It’s about a minute to midnight for Hillary Clinton and when that White House phone rings she won’t be the one to answer it.

The most drawn-out nomination campaign seems set in the next 24 hours to come to some conclusion. Obama has almost painted himself as the overall winner rather than waiting for Clinton to concede defeat – but Hillary Clinton is as good as dead, even if she’s taking her sweet time in gasping that final breath.

As Slate — which had been conducting The Hillary Deathwatch for some weeks now — puts it, the real question may not be “How dead is she?”, but “When will she realise it?”

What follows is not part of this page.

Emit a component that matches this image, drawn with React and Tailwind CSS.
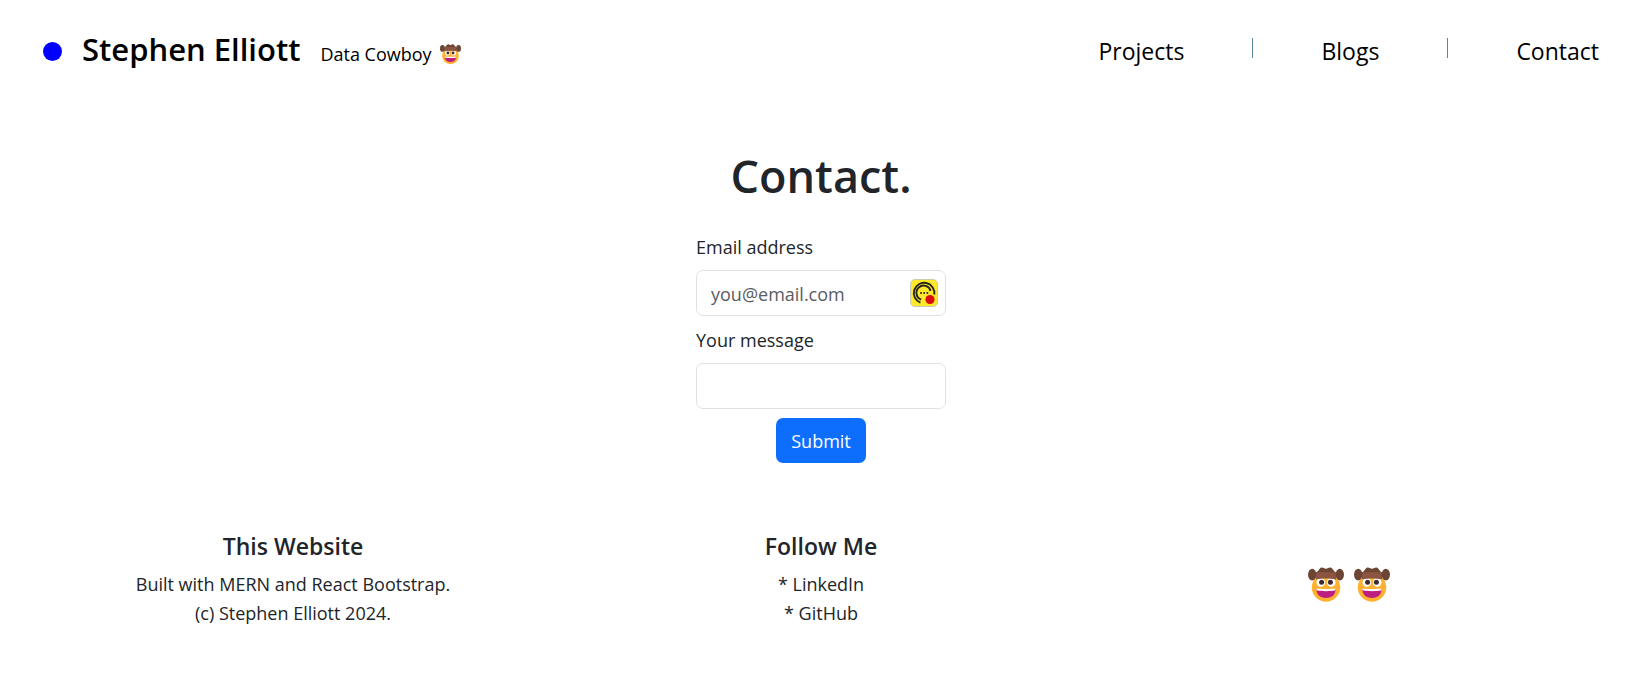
function Cowboy({ className }) {
  return (
    <svg viewBox="0 0 36 36" className={className} role="img" aria-label="cowboy hat face">
      <circle cx="18" cy="20.5" r="14.2" fill="#ffb02e" />
      <circle cx="12.800" cy="15.400" r="4.300" fill="#fff" />
      <circle cx="23.200" cy="15.400" r="4.300" fill="#fff" />
      <circle cx="13.600" cy="15.300" r="2.500" fill="#402a32" />
      <circle cx="22.400" cy="15.300" r="2.500" fill="#402a32" />
      <path d="M8.400 21.600c3 1.200 16.200 1.200 19.200 0 .3 5.800-3.600 9.400-9.600 9.400s-9.900-3.600-9.600-9.400z" fill="#bb1d80" />
      <path d="M8.400 21.600c3 .6 16.200.6 19.200 0 0 1-.1 1.700-.9 2-4 .7-13.400.7-17.400 0-.8-.3-.9-1-.9-2z" fill="#fff" />
      <path d="M8 12V5.500C9.500 4.800 11 3 11.800 1.600c.6-1.300 2.800-1.600 4-.5 1.200 1 3.200 1 4.400 0 1.200-1.100 3.400-.8 4 .5C25 3 26.500 4.800 28 5.500V12c-5.500-1-14.500-1-20 0z" fill="#6d4534" />
      <path d="M8 5.600c6-.6 14-.6 20 0v6.900c-5.500-1.700-14.500-1.700-20 0z" fill="#8b5542" />
      <ellipse cx="4.200" cy="7.600" rx="4.200" ry="5.800" fill="#6d4534" />
      <ellipse cx="31.800" cy="7.600" rx="4.200" ry="5.800" fill="#6d4534" />
    </svg>
  );
}

function ExtensionBadge() {
  return (
    <svg viewBox="0 0 28 28" className="h-7 w-7" aria-hidden="true">
      <rect x=".5" y=".5" width="27" height="27" rx="4.500" fill="#ffe929" stroke="#c9c9b4" />
      <g fill="none" stroke="#26261c" strokeWidth="1.900">
        <path d="M10.400 23.700A10.300 10.300 0 1 1 24.300 15.500" />
        <path d="M11.200 20.600A7.200 7.200 0 1 1 20.600 12" />
      </g>
      <g fill="#26261c">
        <circle cx="11" cy="14" r="1" />
        <circle cx="14.200" cy="14" r="1" />
        <circle cx="17.400" cy="14" r="1" />
      </g>
      <circle cx="20" cy="20.500" r="4.600" fill="#d90d0d" />
    </svg>
  );
}

const field =
  "block h-[46px] w-full rounded-[7px] border border-[#dee2e6] bg-white px-3.5 pt-0.5 text-[18px] text-[#212529] placeholder:text-[#595c5f]";

export default function App() {
  return (
    <div className="pr-2 font-['Open_Sans','Noto_Sans',sans-serif] text-[18px] leading-[29px] text-[#212529]">
      <header className="flex items-center justify-between px-[43px] pt-[27px]">
        <div className="flex items-baseline gap-5 text-black">
          <span className="h-[19px] w-[19px] rounded-full bg-[#0000ff]" />
          <a href="#home" className="text-[31px] font-semibold leading-[44px]">
            Stephen Elliott
          </a>
          <span className="flex items-center gap-2">
            Data Cowboy
            <Cowboy className="h-[21px] w-[21px]" />
          </span>
        </div>
        <nav className="flex items-start gap-[68px] pt-1 text-[23px] leading-[34px] text-black">
          <a href="#projects">Projects</a>
          <span className="mt-1 h-5 w-px bg-[#5b86a0]" />
          <a href="#blogs">Blogs</a>
          <span className="mt-1 h-5 w-px bg-[#5b86a0]" />
          <a href="#contact">Contact</a>
        </nav>
      </header>

      <main className="flex flex-col items-center pt-[72px]">
        <h1 className="text-[45px] font-semibold leading-[66px]">Contact.</h1>
        <form className="flex w-[250px] flex-col items-center pt-6">
          <label htmlFor="email" className="mb-2 w-full">
            Email address
          </label>
          <div className="relative w-full">
            <input id="email" type="email" placeholder="you@email.com" className={field} />
            <span className="absolute right-2 top-[9px]">
              <ExtensionBadge />
            </span>
          </div>
          <label htmlFor="message" className="mb-2 mt-2.5 w-full">
            Your message
          </label>
          <input id="message" type="text" className={field} />
          <button type="submit" className="mt-[9px] h-[45px] rounded-[7px] bg-[#0d6efd] px-[15px] pt-0.5 text-white">
            Submit
          </button>
        </form>
      </main>

      <footer className="grid grid-cols-3 px-[29px] pt-[69px] text-center">
        <section>
          <h2 className="mb-[9px] text-[23px] font-semibold">This Website</h2>
          <p>Built with MERN and React Bootstrap.</p>
          <p>(c) Stephen Elliott 2024.</p>
        </section>
        <section>
          <h2 className="mb-[9px] text-[23px] font-semibold">Follow Me</h2>
          <p>
            * <a href="#linkedin">LinkedIn</a>
          </p>
          <p>
            * <a href="#github">GitHub</a>
          </p>
        </section>
        <div className="flex items-center justify-center gap-2.5 pt-2.5">
          <Cowboy className="h-9 w-9" />
          <Cowboy className="h-9 w-9" />
        </div>
      </footer>
    </div>
  );
}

So where did it all go wrong for the bug-eyed lady? Here are the top-ten death-inflicting Hillary moments:

  • The Martin Luther King slur. Way back in January, Hillary set the death ball rolling. On Martin Luther King’s importance to the civil rights movement, she said his dream only began to be realised when President Lyndon Johnson passed the Civil Rights Act of 1964. “It took a president to get it done,” she said. Clinton didn’t go so far as to compare herself to Johnson and Obama to King, but it didn’t take much to pick the subtle parallel and it cost her crucial votes in South Carolina.
  • Commercial cock-up #1. The commercial with the sleeping child (who was undoubtedly threatened by some unspecified force throughout the world) scared voters into backing Clinton. Some even thought they wanted Hillary to be the one “answering a 3AM. emergency phone call to the White House”. The ad worked to an extent, and all was looking up with wins in Texas and Ohio on Super Tuesday, until 17-year-old Casey Knowles – the sleeping child – emerged as a fierce Barack Obama supporter. Many asked then whether letting this woman near a phone was in fact the last thing America needs.
  • Those imaginary snipers. In March, Hillary said in a prepared speech that during a trip to Bosnia as First Lady in 1996: “I remember landing under sniper fire. There was supposed to be some kind of a greeting ceremony at the airport, but instead we just ran with our heads down to get into the vehicles to get to our base.” Then footage emerged of her casually strolling from the plane (with Chelsea no less)… Oops. Clinton conceded she “misspoke” the true event and reduced it to nothing more than a “minor blip”. But Obama made sure he took advantage, rolling out three Bosnian war veterans to prove Clinton’s claim was dishonourable, and the ensuing message became that Hillary was prepared to stretch the truth to help her campaign.
  • Commercial cock-up #2. In her newest slander on Obama titled “Kitchen” — as in, “If you can’t stand the heat, get out of it” — a solemn voice asks “Who do you think has what it takes?” This one takes the cake with none other than Osama bin Laden making a special cameo appearance. She was slammed by political commentators for using scare tactics. On the other side of the coin, Fox News shock jock Bill O’Reilly reckoned that bin Laden would actually welcome Hillary as President because she’d be “weak” and “easy to test”.
  • Obama’s blackness = success. In another twist to Hillary’s ever-dwindling campaign, it became clear that she could really do without some of her supporters, particularly the sexist and racist ones. One of her campaign finance committee members and former vice presidential candidate Geraldine Ferraro made a speech in support of Clinton, but the only bit anyone remembered was when she said that “if Obama was a white man (or a woman), he would not be in this position”. Obama’s camp accused Clinton of race-baiting as part of the an “insidious pattern” of underhanded comments. Ferraro quit the campaign, but the damage was done.
  • Not afraid of bombing. Clinton threatened “obliterate” Iran if it launched a nuclear attack on Israel, in an aggressive rhetoric that Obama claimed echoed the “bluster” of President Bush.
  • Tax slash clash. In the build-up to the crucial Indiana and South Carolina primary duo, Hillary demonstrated her uncanny ability to pander to voters’ weakness for quick fixes when she supported Republican nominee John McCain’s call for a “tax holiday” on fuel. But when most of the big economists say it’s a bad idea, it probably is.
  • The odd Indiana moment. Clinton narrowly held on to the Indiana primary (Obama convincingly took South Carolina), but in a strange moment she declared that “no matter what happens, I will work for the nominee of the Democratic Party because we must win in November.” It was a rare olive branch. Speculation reached fever pitch. Is the end nigh?
  • In the wind? Today, there are “many signs of Sen. Hillary Clinton’s exit from the presidential race are in place”, says Carolyn Locchead in the SFGate.com. She’s heading to New York for the last primary election, “a classic setting for an elegiac yet forward-looking speech”. And then there’s that comment Bill made…

The timeline is really only missing one entry.

  • Hillary concedes loss. Insert concession speech here.